# Dataset section start
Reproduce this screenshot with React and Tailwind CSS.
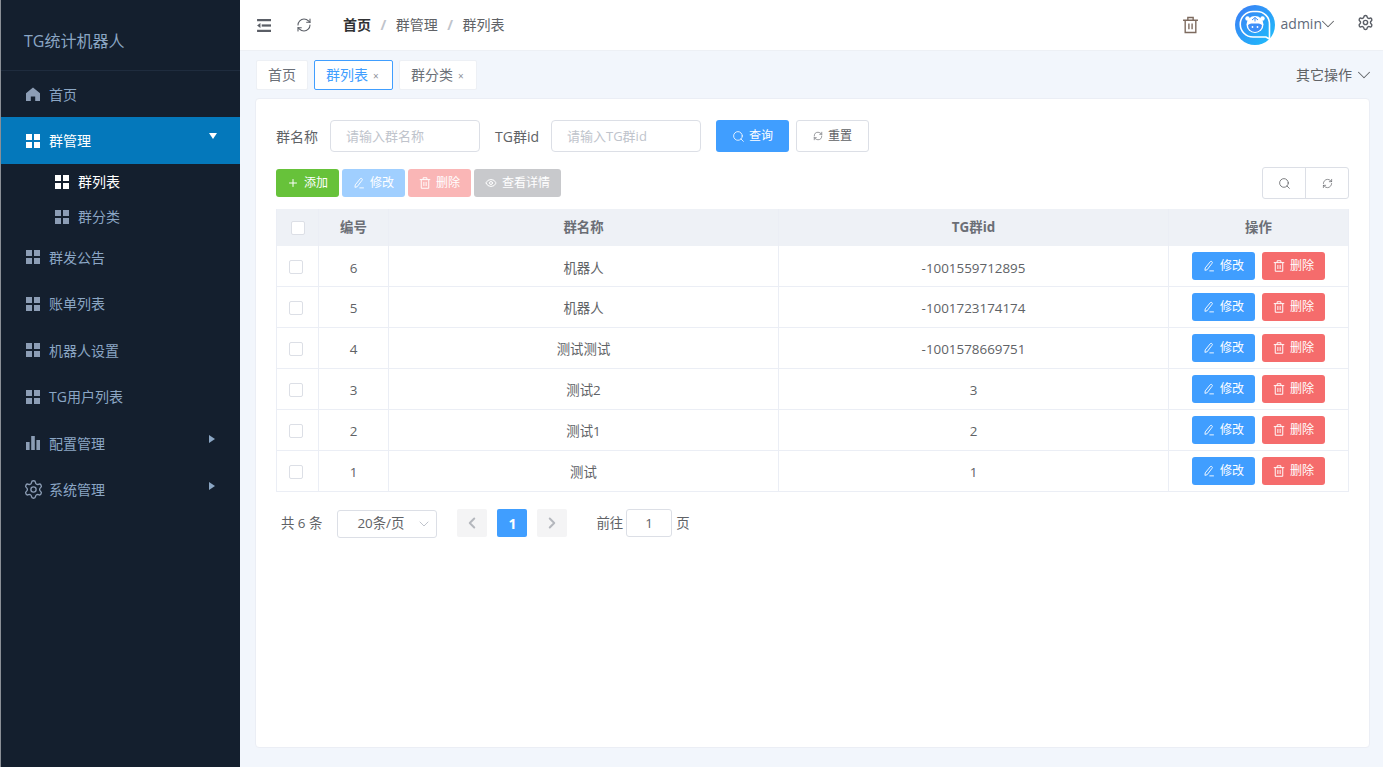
import { useState } from "react";
import { ChevronDown, ChevronLeft, ChevronRight, Eye, Plus, RefreshCw, Search, Settings } from "lucide-react";

const font = { fontFamily: '"Open Sans", "Noto Sans CJK SC", sans-serif' };

const rows = [
  { id: 6, name: "机器人", tg: "-1001559712895" },
  { id: 5, name: "机器人", tg: "-1001723174174" },
  { id: 4, name: "测试测试", tg: "-1001578669751" },
  { id: 3, name: "测试2", tg: "3" },
  { id: 2, name: "测试1", tg: "2" },
  { id: 1, name: "测试", tg: "1" },
];

function GridIcon({ className }) {
  return (
    <svg viewBox="0 0 14 14" className={className} fill="currentColor">
      <rect x="0" y="0" width="6" height="6" />
      <rect x="8" y="0" width="6" height="6" />
      <rect x="0" y="8" width="6" height="6" />
      <rect x="8" y="8" width="6" height="6" />
    </svg>
  );
}

function HomeIcon({ className }) {
  return (
    <svg viewBox="0 0 14 14" className={className} fill="currentColor">
      <path d="M7 .5 14 6.2V14H9.2V9.6H4.8V14H0V6.2Z" />
    </svg>
  );
}

function BarsIcon({ className }) {
  return (
    <svg viewBox="0 0 14 14" className={className} fill="currentColor">
      <rect x="0" y="6" width="3.6" height="8" />
      <rect x="5.2" y="0" width="3.6" height="14" />
      <rect x="10.4" y="4" width="3.6" height="10" />
    </svg>
  );
}

// sidebar gear is drawn bigger than the other menu icons
function GearIcon() {
  return <Settings className="w-[21px] h-[21px] -ml-[3.5px] mr-[5.5px] text-[#8c9db5]" strokeWidth={1.5} />;
}

function TrashIcon({ className }) {
  return (
    <svg viewBox="0 0 16 16" className={className} fill="none" stroke="currentColor" strokeWidth="1.3">
      <path d="M1 3.5h14M5.5 3.5V1h5v2.5M3 3.5V15h10V3.5M6.5 6.5v5.5M9.500 6.5v5.5" />
    </svg>
  );
}

function PencilIcon({ className }) {
  return (
    <svg viewBox="0 0 16 16" className={className} fill="none" stroke="currentColor" strokeWidth="1.2">
      <path d="M3 10.5 9.8 2.2a1.3 1.3 0 0 1 1.9-.1l.4.4a1.3 1.3 0 0 1 0 1.8L5.500 13 2.600 13.800Z" strokeLinejoin="round" />
      <path d="M8.500 14.500h6" />
    </svg>
  );
}

function FoldIcon({ className }) {
  return (
    <svg viewBox="0 0 16 14" className={className} fill="currentColor">
      <rect x="0" y="0" width="15" height="2.4" />
      <rect x="5" y="5.800" width="10" height="2.4" />
      <rect x="0" y="11.600" width="15" height="2.4" />
      <path d="M0 7 3.600 4.400V9.600Z" />
    </svg>
  );
}

function Avatar() {
  return (
    <svg viewBox="0 0 40 40" className="w-10 h-10">
      <defs>
        <linearGradient id="avatarBg" x1="0" y1="0" x2="1" y2="1">
          <stop offset="0" stopColor="#3d7bf5" />
          <stop offset="1" stopColor="#1cc0fb" />
        </linearGradient>
      </defs>
      <circle cx="20" cy="20" r="20" fill="url(#avatarBg)" />
      <path d="M18 6.500h4a12.500 12.500 0 0 1 12.500 12.500v15l-3.500-2H18A12.700 12.700 0 0 1 18 6.500Z" fill="none" stroke="#fff" strokeWidth="1.600" />
      <circle cx="12.500" cy="13.500" r="2.200" fill="#fff" />
      <circle cx="27.500" cy="13.500" r="2.200" fill="#fff" />
      <circle cx="20" cy="19.500" r="8.500" fill="#fff" />
      <path d="M13 20a7 7 0 0 0 14 0c-2.500-2-4.500-1.500-7-1.500s-4.500-.5-7 1.500Z" fill="#3d8ef8" />
      <circle cx="17.500" cy="22" r=".9" fill="#fff" />
      <circle cx="22.500" cy="22" r=".9" fill="#fff" />
      <path d="M20 12.500v4M17 15l3-2.500 3 2.500" stroke="#3d8ef8" strokeWidth="1" fill="none" />
    </svg>
  );
}

function MenuItem({ icon: Icon, label, active, arrow, first }) {
  return (
    <div className={`flex items-center pl-[25px] relative text-[14px] ${first ? "h-[46px]" : active ? "h-[47px]" : "h-[46.5px]"} ${active ? "bg-[#0478bb] text-white" : "text-[#8ba6c4]"}`}>
      <Icon className={`w-[14px] h-[14px] mr-[9px] ${active ? "text-white" : "text-[#8c9db5]"}`} />
      <span>{label}</span>
      {arrow === "down" && <span className="absolute right-[23px] top-[16px] w-0 h-0 border-x-[4.500px] border-x-transparent border-t-[6px] border-t-white" />}
      {arrow === "right" && <span className="absolute right-[25px] top-[15px] w-0 h-0 border-y-[4.500px] border-y-transparent border-l-[6px] border-l-[#8ba6c4]" />}
    </div>
  );
}

function Sidebar() {
  return (
    <aside className="w-[240px] shrink-0 bg-[#141f2e] border-l border-[#8a8f96]">
      <div className="h-[71px] flex items-center pl-[23px] pt-[11px] border-b border-[#1f2c3e] text-[16px] text-[#8ba6c4]">TG统计机器人</div>
      <MenuItem icon={HomeIcon} label="首页" first />
      <MenuItem icon={GridIcon} label="群管理" active arrow="down" />
      <div className="h-[35px] flex items-center pl-[54px] text-[14px] text-white">
        <GridIcon className="w-[14px] h-[14px] mr-[9px]" />
        群列表
      </div>
      <div className="h-[35px] flex items-center pl-[54px] text-[14px] text-[#8ba6c4]">
        <GridIcon className="w-[14px] h-[14px] mr-[9px] text-[#8c9db5]" />
        群分类
      </div>
      <MenuItem icon={GridIcon} label="群发公告" />
      <MenuItem icon={GridIcon} label="账单列表" />
      <MenuItem icon={GridIcon} label="机器人设置" />
      <MenuItem icon={GridIcon} label="TG用户列表" />
      <MenuItem icon={BarsIcon} label="配置管理" arrow="right" />
      <MenuItem icon={GearIcon} label="系统管理" arrow="right" />
    </aside>
  );
}

function Header() {
  return (
    <header className="h-[51px] shrink-0 bg-white border-b border-[#edf0f5] flex items-center pl-[17px] pr-[9px] text-[14px]">
      <FoldIcon className="w-[15px] h-[13px] text-[#5a5e66]" />
      <RefreshCw className="w-4 h-4 ml-6 text-[#5a5e66]" strokeWidth={1.6} />
      <div className="flex items-center -mt-[2px]">
        <span className="ml-[31px] font-bold text-[#303133]">首页</span>
        <span className="mx-[9.5px] text-[#c0c4cc] font-bold">/</span>
        <span className="text-[#606266]">群管理</span>
        <span className="mx-[9.5px] text-[#c0c4cc] font-bold">/</span>
        <span className="text-[#606266]">群列表</span>
      </div>
      <TrashIcon className="ml-auto w-[17px] h-[18px] text-[#7d6a5e]" />
      <div className="ml-[36px]"><Avatar /></div>
      <span className="ml-[6px] -mt-[3px] text-[#5f6a7a] text-[14px]">admin</span>
      <ChevronDown className="w-[22px] h-[22px] -ml-[5.5px] -mt-[3px] text-[#606266]" strokeWidth={1.1} />
      <Settings className="ml-[18.5px] -mt-[5px] w-[17px] h-[17px] text-[#5a5e66]" strokeWidth={2} />
    </header>
  );
}

function Tab({ label, active, closable }) {
  return (
    <div className={`h-[30px] flex items-center px-[11px] bg-white rounded-[2px] border text-[14px] ${active ? "border-[#409eff] text-[#409eff]" : "border-[#edf0f5] text-[#6b7078]"}`}>
      {label}
      {closable && <span className={`ml-[5px] text-[10px] text-[#8e9299] mt-[3px] ${active ? "w-[8px]" : "w-[7px]"}`}>×</span>}
    </div>
  );
}

function ActionButton({ icon: Icon, label, className }) {
  return (
    <button className={`h-7 rounded-[3px] flex items-center justify-center gap-[5px] text-white text-[12px] ${className}`}>
      <Icon className="w-3 h-3" />
      {label}
    </button>
  );
}

function Checkbox({ className }) {
  return <span className={`block w-[14px] h-[14px] bg-white border border-[#dcdfe6] rounded-[2px] ${className}`} />;
}

function SearchBar() {
  return (
    <div className="flex items-center text-[14px] text-[#606266]">
      <span>群名称</span>
      <input readOnly placeholder="请输入群名称" className="ml-[12px] w-[150px] h-8 rounded border border-[#dcdfe6] px-[15px] text-[13px] placeholder:text-[#c0c4cc] outline-none" />
      <span className="ml-[15px]">TG群id</span>
      <input readOnly placeholder="请输入TG群id" className="ml-[12px] w-[150px] h-8 rounded border border-[#dcdfe6] px-[15px] text-[13px] placeholder:text-[#c0c4cc] outline-none" />
      <button className="ml-[15px] w-[73px] h-8 rounded-[3px] bg-[#409eff] text-white text-[12px] flex items-center justify-center gap-[4px]">
        <Search className="w-[13px] h-[13px]" strokeWidth={1.5} />
        查询
      </button>
      <button className="ml-[7px] w-[73px] h-8 rounded-[3px] bg-white border border-[#dcdfe6] text-[#606266] text-[12px] flex items-center justify-center gap-[5px]">
        <RefreshCw className="w-[10px] h-[10px]" strokeWidth={1.5} />
        重置
      </button>
    </div>
  );
}

function Toolbar() {
  return (
    <div className="mt-[15px] flex items-center gap-[3px]">
      <ActionButton icon={Plus} label="添加" className="w-[63px] bg-[#67c23a]" />
      <ActionButton icon={PencilIcon} label="修改" className="w-[63px] bg-[#a0cfff]" />
      <ActionButton icon={TrashIcon} label="删除" className="w-[63px] bg-[#fab6b6]" />
      <ActionButton icon={Eye} label="查看详情" className="w-[87px] bg-[#c8c9cc]" />
      <div className="ml-auto h-8 flex rounded-[3px] border border-[#dcdfe6] text-[#606266]">
        <button className="w-[43px] flex items-center justify-center border-r border-[#dcdfe6]">
          <Search className="w-[13px] h-[13px]" strokeWidth={1.5} />
        </button>
        <button className="w-[42px] flex items-center justify-center">
          <RefreshCw className="w-[11px] h-[11px]" strokeWidth={1.5} />
        </button>
      </div>
    </div>
  );
}

function DataTable() {
  return (
    <table className="mt-[10px] w-[1072px] table-fixed border-collapse text-[13.4px] text-[#606266]">
      <colgroup>
        <col className="w-[42px]" />
        <col className="w-[70px]" />
        <col className="w-[390px]" />
        <col className="w-[390px]" />
        <col className="w-[180px]" />
      </colgroup>
      <thead>
        <tr className="h-[37px] bg-[#eef1f6] text-[#6b6e75]">
          <th className="border-x border-[#ebeef5] font-bold"><Checkbox className="ml-[14px]" /></th>
          <th className="border-r border-[#ebeef5] font-bold">编号</th>
          <th className="border-r border-[#ebeef5] font-bold">群名称</th>
          <th className="border-r border-[#ebeef5] font-bold">TG群id</th>
          <th className="border-r border-[#ebeef5] font-bold">操作</th>
        </tr>
      </thead>
      <tbody>
        {rows.map((row, i) => (
          <tr key={row.id} className={`border-b border-[#ebeef5] ${i === 0 ? "h-[40px]" : "h-[41px]"}`}>
            <td className="border-x border-[#ebeef5] pt-[2px]"><Checkbox className="ml-[12px]" /></td>
            <td className="border-r border-[#ebeef5] text-center pt-[4px]">{row.id}</td>
            <td className="border-r border-[#ebeef5] text-center pt-[4px]">{row.name}</td>
            <td className="border-r border-[#ebeef5] text-center pt-[4px]">{row.tg}</td>
            <td className="border-r border-[#ebeef5]">
              <div className="flex justify-center gap-[7px]">
                <ActionButton icon={PencilIcon} label="修改" className="w-[63px] bg-[#409eff]" />
                <ActionButton icon={TrashIcon} label="删除" className="w-[63px] bg-[#f56c6c]" />
              </div>
            </td>
          </tr>
        ))}
      </tbody>
    </table>
  );
}

function Pagination() {
  const [page] = useState(1);
  return (
    <div className="mt-[17px] flex items-center text-[13.4px] text-[#606266] pl-[5px]">
      <span>共 6 条</span>
      <div className="ml-[15px] mt-[1px] w-[100px] h-7 rounded-[3px] border border-[#dcdfe6] flex items-center pl-[19px] pr-1">
        20条/页
        <ChevronDown className="ml-auto w-4 h-4 text-[#c0c4cc]" strokeWidth={1.5} />
      </div>
      <button className="ml-[20px] w-[30px] h-7 rounded-[2px] bg-[#f4f4f5] flex items-center justify-center text-[#b4b7bd]">
        <ChevronLeft className="w-[18px] h-[18px]" strokeWidth={2.6} />
      </button>
      <button className="ml-[10px] w-[30px] h-7 rounded-[2px] bg-[#409eff] text-white font-bold text-[14px] flex items-center justify-center">{page}</button>
      <button className="ml-[10px] w-[30px] h-7 rounded-[2px] bg-[#f4f4f5] flex items-center justify-center text-[#b4b7bd]">
        <ChevronRight className="w-[18px] h-[18px]" strokeWidth={2.6} />
      </button>
      <span className="ml-[29px]">前往</span>
      <span className="ml-[3px] w-[46px] h-7 rounded-[3px] border border-[#dcdfe6] flex items-center justify-center">1</span>
      <span className="ml-[4px]">页</span>
    </div>
  );
}

export default function App() {
  return (
    <div className="w-[1383px] h-[767px] flex overflow-hidden" style={font}>
      <Sidebar />
      <main className="flex-1 min-w-0 flex flex-col bg-[#f2f6fc]">
        <Header />
        <div className="h-[47px] shrink-0 flex items-center pl-[16px] pr-[8.5px] gap-[6px]">
          <Tab label="首页" />
          <Tab label="群列表" active closable />
          <Tab label="群分类" closable />
          <span className="ml-auto text-[14px] text-[#606266]">其它操作</span>
          <ChevronDown className="w-[22px] h-[22px] -ml-[5.5px] text-[#606266]" strokeWidth={1.1} />
        </div>
        <section className="ml-[15px] mr-[13px] h-[650px] bg-white rounded border border-[#ebeef5] pt-[21px] pl-[20px] pr-[20px]">
          <SearchBar />
          <Toolbar />
          <DataTable />
          <Pagination />
        </section>
      </main>
    </div>
  );
}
# Dataset section end
◆ Task details:
Exactly restate the lines from the beginning of the data through the line with "RefreshCw, Search, Settings", and no others, keeping pictures out.

◆ Worked answer:
Reproduce this screenshot with React and Tailwind CSS.
import { useState } from "react";
import { ChevronDown, ChevronLeft, ChevronRight, Eye, Plus, RefreshCw, Search, Settings } from "lucide-react";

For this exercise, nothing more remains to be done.